> _REQUIREMENTS_: The listing below must be repeated word for word, with its images excluded.

========

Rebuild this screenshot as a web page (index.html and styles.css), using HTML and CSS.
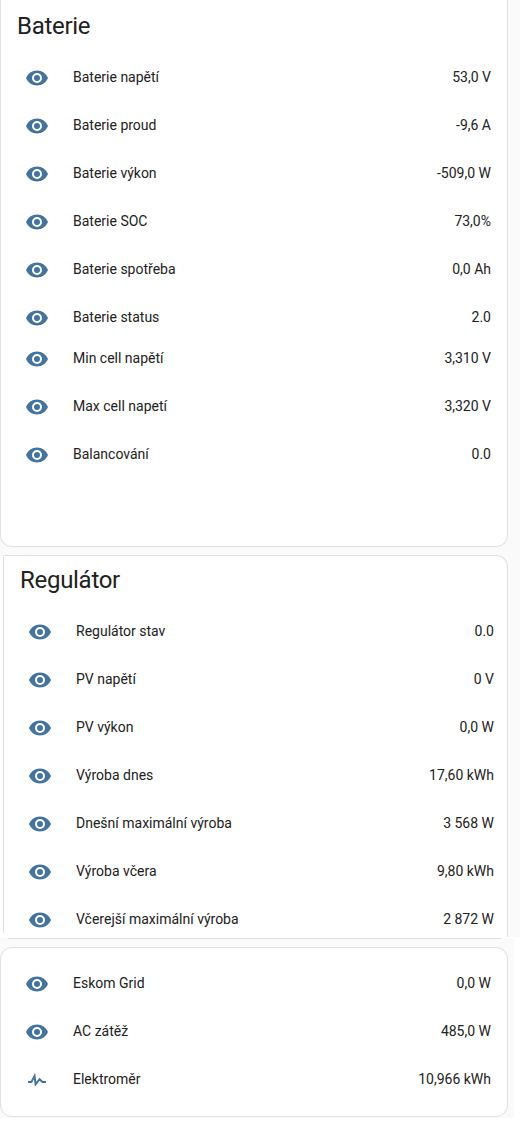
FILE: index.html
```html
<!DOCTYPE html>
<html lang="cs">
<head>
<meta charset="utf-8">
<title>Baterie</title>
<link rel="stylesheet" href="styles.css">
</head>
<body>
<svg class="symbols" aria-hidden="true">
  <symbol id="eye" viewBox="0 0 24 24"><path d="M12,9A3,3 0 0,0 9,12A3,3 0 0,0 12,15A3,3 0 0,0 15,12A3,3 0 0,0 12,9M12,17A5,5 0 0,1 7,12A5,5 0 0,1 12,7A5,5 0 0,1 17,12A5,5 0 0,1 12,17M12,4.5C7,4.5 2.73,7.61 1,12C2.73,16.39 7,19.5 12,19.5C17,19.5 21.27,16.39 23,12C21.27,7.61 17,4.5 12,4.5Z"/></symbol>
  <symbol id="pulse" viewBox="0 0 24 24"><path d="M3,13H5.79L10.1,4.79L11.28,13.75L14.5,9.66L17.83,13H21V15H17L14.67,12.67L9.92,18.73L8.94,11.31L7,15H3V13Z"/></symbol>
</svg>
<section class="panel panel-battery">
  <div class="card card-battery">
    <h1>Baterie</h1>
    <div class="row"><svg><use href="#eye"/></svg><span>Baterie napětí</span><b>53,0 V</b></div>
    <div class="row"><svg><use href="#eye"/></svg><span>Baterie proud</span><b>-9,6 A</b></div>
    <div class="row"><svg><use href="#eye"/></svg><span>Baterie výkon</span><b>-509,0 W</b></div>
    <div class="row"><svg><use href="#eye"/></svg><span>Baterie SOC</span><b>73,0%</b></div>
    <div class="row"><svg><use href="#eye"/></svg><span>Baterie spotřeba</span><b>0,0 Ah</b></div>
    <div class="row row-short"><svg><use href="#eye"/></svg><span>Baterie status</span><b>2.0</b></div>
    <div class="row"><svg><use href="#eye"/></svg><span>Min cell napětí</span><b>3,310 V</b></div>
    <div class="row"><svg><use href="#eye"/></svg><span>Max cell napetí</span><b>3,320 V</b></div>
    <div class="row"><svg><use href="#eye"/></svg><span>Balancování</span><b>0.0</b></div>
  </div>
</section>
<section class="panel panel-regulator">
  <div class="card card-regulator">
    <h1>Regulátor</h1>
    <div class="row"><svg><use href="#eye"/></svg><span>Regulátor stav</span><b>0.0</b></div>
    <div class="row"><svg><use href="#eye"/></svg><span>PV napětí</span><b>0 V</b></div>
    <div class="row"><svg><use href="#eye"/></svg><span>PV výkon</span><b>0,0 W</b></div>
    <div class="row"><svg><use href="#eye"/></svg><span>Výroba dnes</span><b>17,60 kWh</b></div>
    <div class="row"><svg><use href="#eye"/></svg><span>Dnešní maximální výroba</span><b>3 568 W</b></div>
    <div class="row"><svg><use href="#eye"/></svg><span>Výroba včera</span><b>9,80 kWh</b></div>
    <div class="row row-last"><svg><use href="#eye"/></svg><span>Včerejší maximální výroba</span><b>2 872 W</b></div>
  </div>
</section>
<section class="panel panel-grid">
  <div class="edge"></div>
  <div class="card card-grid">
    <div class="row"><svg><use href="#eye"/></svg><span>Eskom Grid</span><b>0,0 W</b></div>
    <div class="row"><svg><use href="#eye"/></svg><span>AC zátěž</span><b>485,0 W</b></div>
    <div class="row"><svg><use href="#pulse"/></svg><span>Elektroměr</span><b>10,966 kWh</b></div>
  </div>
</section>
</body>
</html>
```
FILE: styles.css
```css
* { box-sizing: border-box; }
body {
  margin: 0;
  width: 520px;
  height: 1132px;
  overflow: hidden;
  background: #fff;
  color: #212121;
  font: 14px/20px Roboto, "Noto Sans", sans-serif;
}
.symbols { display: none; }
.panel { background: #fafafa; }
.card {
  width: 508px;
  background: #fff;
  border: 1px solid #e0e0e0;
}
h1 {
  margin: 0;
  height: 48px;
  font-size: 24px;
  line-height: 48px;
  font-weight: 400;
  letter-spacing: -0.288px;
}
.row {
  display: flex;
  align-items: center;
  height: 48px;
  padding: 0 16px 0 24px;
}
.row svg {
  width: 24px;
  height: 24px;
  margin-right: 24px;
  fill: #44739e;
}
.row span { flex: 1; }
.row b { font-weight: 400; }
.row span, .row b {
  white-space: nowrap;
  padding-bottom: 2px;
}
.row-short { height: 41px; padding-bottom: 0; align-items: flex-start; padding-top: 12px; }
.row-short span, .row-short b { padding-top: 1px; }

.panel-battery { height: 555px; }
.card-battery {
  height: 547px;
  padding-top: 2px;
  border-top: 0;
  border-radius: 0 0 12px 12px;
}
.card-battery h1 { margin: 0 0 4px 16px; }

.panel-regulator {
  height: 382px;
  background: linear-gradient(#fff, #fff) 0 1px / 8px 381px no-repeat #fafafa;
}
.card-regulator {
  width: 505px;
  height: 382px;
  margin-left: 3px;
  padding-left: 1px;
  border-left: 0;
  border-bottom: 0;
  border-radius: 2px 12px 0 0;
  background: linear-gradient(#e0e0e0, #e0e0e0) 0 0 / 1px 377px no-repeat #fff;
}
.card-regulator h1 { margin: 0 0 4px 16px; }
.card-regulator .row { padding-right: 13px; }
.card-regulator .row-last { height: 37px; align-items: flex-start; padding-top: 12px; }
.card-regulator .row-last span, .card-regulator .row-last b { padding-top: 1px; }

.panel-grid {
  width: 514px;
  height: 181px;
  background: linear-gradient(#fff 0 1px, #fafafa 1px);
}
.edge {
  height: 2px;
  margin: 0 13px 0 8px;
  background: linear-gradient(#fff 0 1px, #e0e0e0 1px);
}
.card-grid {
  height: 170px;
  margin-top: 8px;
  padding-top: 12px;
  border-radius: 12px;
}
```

========

> _RESULT OF THIS EXERCISE_:
Rebuild this screenshot as a web page (index.html and styles.css), using HTML and CSS.
FILE: index.html
```html
<!DOCTYPE html>
<html lang="cs">
<head>
<meta charset="utf-8">
<title>Baterie</title>
<link rel="stylesheet" href="styles.css">
</head>
<body>
<svg class="symbols" aria-hidden="true">
  <symbol id="eye" viewBox="0 0 24 24"><path d="M12,9A3,3 0 0,0 9,12A3,3 0 0,0 12,15A3,3 0 0,0 15,12A3,3 0 0,0 12,9M12,17A5,5 0 0,1 7,12A5,5 0 0,1 12,7A5,5 0 0,1 17,12A5,5 0 0,1 12,17M12,4.5C7,4.5 2.73,7.61 1,12C2.73,16.39 7,19.5 12,19.5C17,19.5 21.27,16.39 23,12C21.27,7.61 17,4.5 12,4.5Z"/></symbol>
  <symbol id="pulse" viewBox="0 0 24 24"><path d="M3,13H5.79L10.1,4.79L11.28,13.75L14.5,9.66L17.83,13H21V15H17L14.67,12.67L9.92,18.73L8.94,11.31L7,15H3V13Z"/></symbol>
</svg>
<section class="panel panel-battery">
  <div class="card card-battery">
    <h1>Baterie</h1>
    <div class="row"><svg><use href="#eye"/></svg><span>Baterie napětí</span><b>53,0 V</b></div>
    <div class="row"><svg><use href="#eye"/></svg><span>Baterie proud</span><b>-9,6 A</b></div>
    <div class="row"><svg><use href="#eye"/></svg><span>Baterie výkon</span><b>-509,0 W</b></div>
    <div class="row"><svg><use href="#eye"/></svg><span>Baterie SOC</span><b>73,0%</b></div>
    <div class="row"><svg><use href="#eye"/></svg><span>Baterie spotřeba</span><b>0,0 Ah</b></div>
    <div class="row row-short"><svg><use href="#eye"/></svg><span>Baterie status</span><b>2.0</b></div>
    <div class="row"><svg><use href="#eye"/></svg><span>Min cell napětí</span><b>3,310 V</b></div>
    <div class="row"><svg><use href="#eye"/></svg><span>Max cell napetí</span><b>3,320 V</b></div>
    <div class="row"><svg><use href="#eye"/></svg><span>Balancování</span><b>0.0</b></div>
  </div>
</section>
<section class="panel panel-regulator">
  <div class="card card-regulator">
    <h1>Regulátor</h1>
    <div class="row"><svg><use href="#eye"/></svg><span>Regulátor stav</span><b>0.0</b></div>
    <div class="row"><svg><use href="#eye"/></svg><span>PV napětí</span><b>0 V</b></div>
    <div class="row"><svg><use href="#eye"/></svg><span>PV výkon</span><b>0,0 W</b></div>
    <div class="row"><svg><use href="#eye"/></svg><span>Výroba dnes</span><b>17,60 kWh</b></div>
    <div class="row"><svg><use href="#eye"/></svg><span>Dnešní maximální výroba</span><b>3 568 W</b></div>
    <div class="row"><svg><use href="#eye"/></svg><span>Výroba včera</span><b>9,80 kWh</b></div>
    <div class="row row-last"><svg><use href="#eye"/></svg><span>Včerejší maximální výroba</span><b>2 872 W</b></div>
  </div>
</section>
<section class="panel panel-grid">
  <div class="edge"></div>
  <div class="card card-grid">
    <div class="row"><svg><use href="#eye"/></svg><span>Eskom Grid</span><b>0,0 W</b></div>
    <div class="row"><svg><use href="#eye"/></svg><span>AC zátěž</span><b>485,0 W</b></div>
    <div class="row"><svg><use href="#pulse"/></svg><span>Elektroměr</span><b>10,966 kWh</b></div>
  </div>
</section>
</body>
</html>
```
FILE: styles.css
```css
* { box-sizing: border-box; }
body {
  margin: 0;
  width: 520px;
  height: 1132px;
  overflow: hidden;
  background: #fff;
  color: #212121;
  font: 14px/20px Roboto, "Noto Sans", sans-serif;
}
.symbols { display: none; }
.panel { background: #fafafa; }
.card {
  width: 508px;
  background: #fff;
  border: 1px solid #e0e0e0;
}
h1 {
  margin: 0;
  height: 48px;
  font-size: 24px;
  line-height: 48px;
  font-weight: 400;
  letter-spacing: -0.288px;
}
.row {
  display: flex;
  align-items: center;
  height: 48px;
  padding: 0 16px 0 24px;
}
.row svg {
  width: 24px;
  height: 24px;
  margin-right: 24px;
  fill: #44739e;
}
.row span { flex: 1; }
.row b { font-weight: 400; }
.row span, .row b {
  white-space: nowrap;
  padding-bottom: 2px;
}
.row-short { height: 41px; padding-bottom: 0; align-items: flex-start; padding-top: 12px; }
.row-short span, .row-short b { padding-top: 1px; }

.panel-battery { height: 555px; }
.card-battery {
  height: 547px;
  padding-top: 2px;
  border-top: 0;
  border-radius: 0 0 12px 12px;
}
.card-battery h1 { margin: 0 0 4px 16px; }

.panel-regulator {
  height: 382px;
  background: linear-gradient(#fff, #fff) 0 1px / 8px 381px no-repeat #fafafa;
}
.card-regulator {
  width: 505px;
  height: 382px;
  margin-left: 3px;
  padding-left: 1px;
  border-left: 0;
  border-bottom: 0;
  border-radius: 2px 12px 0 0;
  background: linear-gradient(#e0e0e0, #e0e0e0) 0 0 / 1px 377px no-repeat #fff;
}
.card-regulator h1 { margin: 0 0 4px 16px; }
.card-regulator .row { padding-right: 13px; }
.card-regulator .row-last { height: 37px; align-items: flex-start; padding-top: 12px; }
.card-regulator .row-last span, .card-regulator .row-last b { padding-top: 1px; }

.panel-grid {
  width: 514px;
  height: 181px;
  background: linear-gradient(#fff 0 1px, #fafafa 1px);
}
.edge {
  height: 2px;
  margin: 0 13px 0 8px;
  background: linear-gradient(#fff 0 1px, #e0e0e0 1px);
}
.card-grid {
  height: 170px;
  margin-top: 8px;
  padding-top: 12px;
  border-radius: 12px;
}
```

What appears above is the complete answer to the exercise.